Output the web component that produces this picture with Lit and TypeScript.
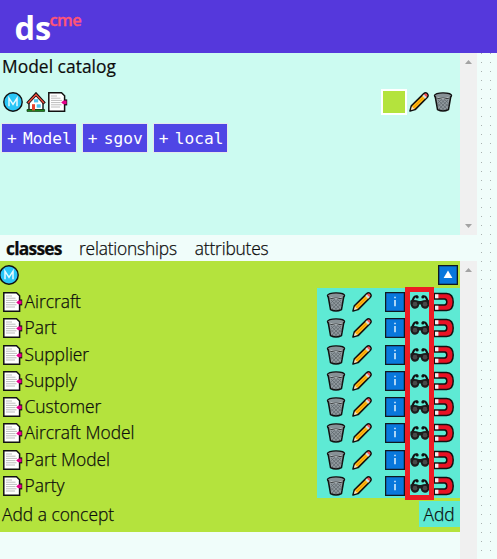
import { LitElement, html, css, svg } from "lit";
import { customElement, property } from "lit/decorators.js";

const glyphs: Record<string, any> = {
  doc: svg`<path d="M.8 .8H13.5L16.6 3.8V19.2H.8Z" fill="#fff" stroke="#111" stroke-width="1.5"/>
    <path d="M3 4H9M3 6.2H12.5M3 8.4H14M3 10.6H12.5M3 12.8H13.5M3 15H12" stroke="#bdbdbd" stroke-width="1"/>
    <path d="M16.6 7.4H19.2V13.4H16.6Z" fill="#111"/><path d="M13.2 10.4L15.4 8.6H18.6V12.2H15.4Z" fill="#e6008a"/>`,
  model: svg`<circle cx="10" cy="10" r="9.2" fill="#2ac6f7" stroke="#111" stroke-width="1.4"/>
    <path d="M6 14.3V6.2L10 12.3L14 6.2V14.3" fill="none" stroke="#e6faff" stroke-width="1.5"/>`,
  house: svg`<path d="M3 10.5L10 3.2L17 10.5V18H3Z" fill="#fff" stroke="#111" stroke-width="1.4"/>
    <path d="M1.4 11.5L10 2.2L18.6 11.5" fill="none" stroke="#111" stroke-width="3.2"/>
    <path d="M2 11L10 2.6L18 11" fill="none" stroke="#ef4b3c" stroke-width="1.5"/>
    <path d="M1 17.5H18.6V19.4H1Z" fill="#1e8a1e" stroke="#123c12" stroke-width=".8"/>
    <rect x="6" y="12.2" width="3" height="6.2" fill="#e8442e"/>
    <rect x="10.7" y="12.3" width="4" height="3.4" fill="#4cc3f0"/><rect x="8" y="7.2" width="4.2" height="3.2" fill="#4cc3f0"/>`,
  trash: svg`<path d="M2.2 4.5L4.5 17.5Q10 20.5 15.5 17.5L17.8 4.5Z" fill="#8f989d" stroke="#111" stroke-width="1.5"/>
    <path d="M5 8L14.5 17.5M8 7.5L15.6 14.8M11.5 7.5L16.2 11.8M4.8 11.5L11.2 18M15 8L5.5 17.5M12 7.5L4.6 14.8M8.5 7.5L4 11.8M15.2 11.5L8.8 18" stroke="#5d666b" stroke-width=".7"/>
    <ellipse cx="10" cy="3.6" rx="8.6" ry="2.8" fill="#879196" stroke="#111" stroke-width="1.3"/>
    <path d="M3 5Q10 8 17 5" fill="none" stroke="#b4bcc0" stroke-width="1"/>`,
  pencil: svg`<path d="M1 19L2.4 13.8L14.8 1.6Q16.5 .2 18.3 1.7Q19.8 3.5 18.4 5.2L6.1 17.6Z" fill="#ffb812" stroke="#111" stroke-width="1.6" stroke-linejoin="round"/>
    <path d="M2.9 14.5L5.4 17L1.9 18.1Z" fill="#f5e2cf"/>
    <path d="M13.3 3.9L15 2.2L17.8 5L16.1 6.7Z" fill="#d5dce0"/>
    <path d="M15 2.4Q16.6 .9 17.9 2.1Q19.1 3.5 17.6 5Z" fill="#f04858"/>
    <path d="M4.6 15.4L13.8 6.2" stroke="#f09000" stroke-width=".8"/>`,
  info: svg`<rect x=".6" y=".6" width="18.8" height="18.8" fill="#0877dc" stroke="#101820" stroke-width="1.3"/>
    <path d="M10 8V14.2M10 4.8V6.3" stroke="#d4ebfc" stroke-width="1.6"/>`,
  up: svg`<rect x=".6" y=".6" width="18.8" height="18.8" fill="#0877dc" stroke="#101820" stroke-width="1.4"/><path d="M10 5.6L14.4 13H5.6Z" fill="#fff"/>`,
  glasses: svg`<path d="M1.8 10L4 5.4Q4.8 3.8 7.4 4.4M18.2 10L16 5.4Q15.2 3.8 12.6 4.4" fill="none" stroke="#111" stroke-width="2.2"/>
    <circle cx="7.2" cy="5" r="1.5" fill="#111"/><circle cx="12.8" cy="5" r="1.5" fill="#111"/>
    <path d="M.4 8.4Q5 7.2 9 9H11Q15 7.2 19.6 8.4V12Q18.6 16.9 14.8 16.7Q11.2 16.4 10.8 12.6H9.2Q8.8 16.4 5.2 16.7Q1.4 16.9 .4 12Z" fill="#1c1c1c"/>
    <ellipse cx="5" cy="12.2" rx="2.3" ry="2.4" fill="#484848"/><ellipse cx="15" cy="12.2" rx="2.3" ry="2.4" fill="#484848"/>`,
  magnet: svg`<path d="M.6 1.4H12.6Q19.2 1.8 19.2 10Q19.2 18.2 12.6 18.6H.6V13H10.6Q12.8 12.8 12.8 10Q12.8 7.2 10.6 7H.6Z" fill="#e81224" stroke="#111" stroke-width="1.5"/>
    <path d="M1 2.2H4.4V6.2H1ZM1 13.8H4.4V17.8H1Z" fill="#eef1f3"/>`,
};

@customElement("ui-icon")
export class UiIcon extends LitElement {
  @property() name = "doc";
  static styles = css`
    :host { display: block; width: 20px; height: 20px; flex: none; }
    svg { display: block; width: 20px; height: 20px; }
  `;
  render() {
    return html`<svg viewBox="0 0 20 20">${glyphs[this.name]}</svg>`;
  }
}

@customElement("scroll-track")
export class ScrollTrack extends LitElement {
  @property({ type: Boolean }) down = false;
  static styles = css`
    :host { display: flex; flex-direction: column; justify-content: space-between; align-items: center;
      width: 17px; flex: none; background: #f0f0f0; }
    svg { display: block; width: 17px; height: 17px; }
  `;
  render() {
    return html`<svg viewBox="0 0 17 17"><path d="M5 11L8.5 7L12 11Z" fill="#a3a3a3" /></svg>
      ${this.down ? html`<svg viewBox="0 0 17 17"><path d="M5 6L8.5 10L12 6Z" fill="#a3a3a3" /></svg>` : ""}`;
  }
}

@customElement("app-root")
export class AppRoot extends LitElement {
  static styles = css`
    :host { display: flex; flex-direction: column; width: 497px; height: 559px; overflow: hidden;
      background: #f0fdfa; color: #0c0c0c; font-family: "Open Sans", "Noto Sans", sans-serif; font-size: 17.4px; }
    * { box-sizing: border-box; }
    header { display: flex; height: 53px; flex: none; padding-left: 14.5px; background: #5538dc; color: #fff; }
    .brand { width: 35px; font-size: 32.5px; font-weight: 700; line-height: 56px; }
    .sup { font-size: 16.5px; font-weight: 600; line-height: 40px; letter-spacing: -.6px; color: #ff5576; -webkit-text-stroke: .3px; }
    .body { display: flex; flex: 1; }
    .side { display: flex; flex-direction: column; width: 477px; }
    .catalog { display: flex; height: 182px; flex: none; }
    .panel { flex: 1; background: #ccfbf1; }
    .title { height: 28px; padding-left: 2px; line-height: 27px; letter-spacing: .03px; -webkit-text-stroke: .2px; }
    .tools { display: flex; align-items: center; height: 42px; padding: 0 7px 0 3px; }
    .tools ui-icon { margin-right: 2.5px; }
    .swatch { width: 26px; height: 26px; margin: -1px 1px 0 auto; border: 2px solid #fff; background: #b4e33d; }
    .tools .end { margin: 0 0 0 4px; }
    .tools .first { margin-left: 1px; }
    .buttons { display: flex; gap: 5px; padding: 0 0 0 1px; }
    .btn { display: flex; height: 30px; border: 1px solid #e5e7eb; background: #4f46e5; color: #fff; padding: 0 4px 0 5px;
      font: 16.2px/29px "DejaVu Sans Mono", monospace; }
    .plus { width: 16px; }
    .tabs { display: flex; height: 26px; flex: none; padding-left: 6px; gap: 18px; line-height: 27px; font-weight: 300;
      letter-spacing: -.2px; -webkit-text-stroke: .25px; }
    .tabs .on { width: 55px; font-weight: 700; letter-spacing: -.75px; }
    .list { display: flex; flex: 1; }
    .classes { width: 460px; height: 271px; background: #b4e33d; font-weight: 300; -webkit-text-stroke: .25px; }
    .top { display: flex; justify-content: space-between; height: 27px; padding: 4px 2px 0 0; }
    .top .m { margin-left: -1px; }
    .rows { position: relative; }
    .row { display: flex; height: 26.3px; line-height: 26px; }
    .row .doc { margin: 4px 1.5px 0 3px; }
    .acts { display: flex; width: 143px; margin-left: auto; padding: 4px 0 0 9px; gap: 6px; background: #5eead4; }
    .acts .i { margin-left: 7px; }
    .acts .g, .acts .u { margin-left: -1.5px; }
    .mark { position: absolute; left: 405px; top: -1px; width: 29px; height: 213px; border: 5px solid #ed1c24; }
    .foot { display: flex; justify-content: space-between; padding: 2.6px 0 0 2px; line-height: 27px; }
    .add { width: 41px; height: 26px; padding-left: 4.5px; background: #5eead4; }
    .dots { width: 20px; flex: none; }
  `;

  render() {
    const buttons = ["Model", "sgov", "local"];
    const names = ["Aircraft", "Part", "Supplier", "Supply", "Customer", "Aircraft Model", "Part Model", "Party"];
    const dots = Array.from({ length: 56 }, (_, i) => Math.round(i * 9.045));
    return html`
      <header><span class="brand">ds</span><span class="sup">cme</span></header>
      <div class="body">
        <div class="side">
          <section class="catalog">
            <div class="panel">
              <div class="title"><span>Model catalog</span></div>
              <div class="tools">
                <ui-icon name="model"></ui-icon><ui-icon name="house"></ui-icon><ui-icon name="doc"></ui-icon>
                <span class="swatch"></span><ui-icon class="end first" name="pencil"></ui-icon><ui-icon class="end" name="trash"></ui-icon>
              </div>
              <div class="buttons">${buttons.map((b) => html`<span class="btn"><span class="plus">+</span> <span>${b}</span></span>`)}</div>
            </div>
            <scroll-track down></scroll-track>
          </section>
          <nav class="tabs"><span class="on">classes</span><span>relationships</span><span>attributes</span></nav>
          <section class="list">
            <div class="classes">
              <div class="top"><ui-icon class="m" name="model"></ui-icon><ui-icon name="up"></ui-icon></div>
              <div class="rows">
                ${names.map((n) => html`<div class="row"><ui-icon class="doc" name="doc"></ui-icon><span>${n}</span>
                  <div class="acts"><ui-icon name="trash"></ui-icon><ui-icon name="pencil"></ui-icon><ui-icon class="i" name="info"></ui-icon><ui-icon class="g" name="glasses"></ui-icon><ui-icon class="u" name="magnet"></ui-icon></div></div>`)}
                <div class="mark"></div>
              </div>
              <div class="foot"><span>Add a concept</span><span class="add">Add</span></div>
            </div>
            <scroll-track></scroll-track>
          </section>
        </div>
        <svg class="dots" viewBox="0 0 20 506" height="506" shape-rendering="crispEdges">
          ${dots.map((y) => svg`<rect x="4" y=${y} width="1" height="1" fill="#a9b2b0"/><rect x="13" y=${y} width="1" height="1" fill="#a9b2b0"/>`)}
        </svg>
      </div>
    `;
  }
}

───

* YOUR GOAL
Select from the material above each line in which the string "this" appears, and list those lines.

* TASK ANSWER
Output the web component that produces this picture with Lit and TypeScript.
    return html`<svg viewBox="0 0 20 20">${glyphs[this.name]}</svg>`;
      ${this.down ? html`<svg viewBox="0 0 17 17"><path d="M5 6L8.5 10L12 6Z" fill="#a3a3a3" /></svg>` : ""}`;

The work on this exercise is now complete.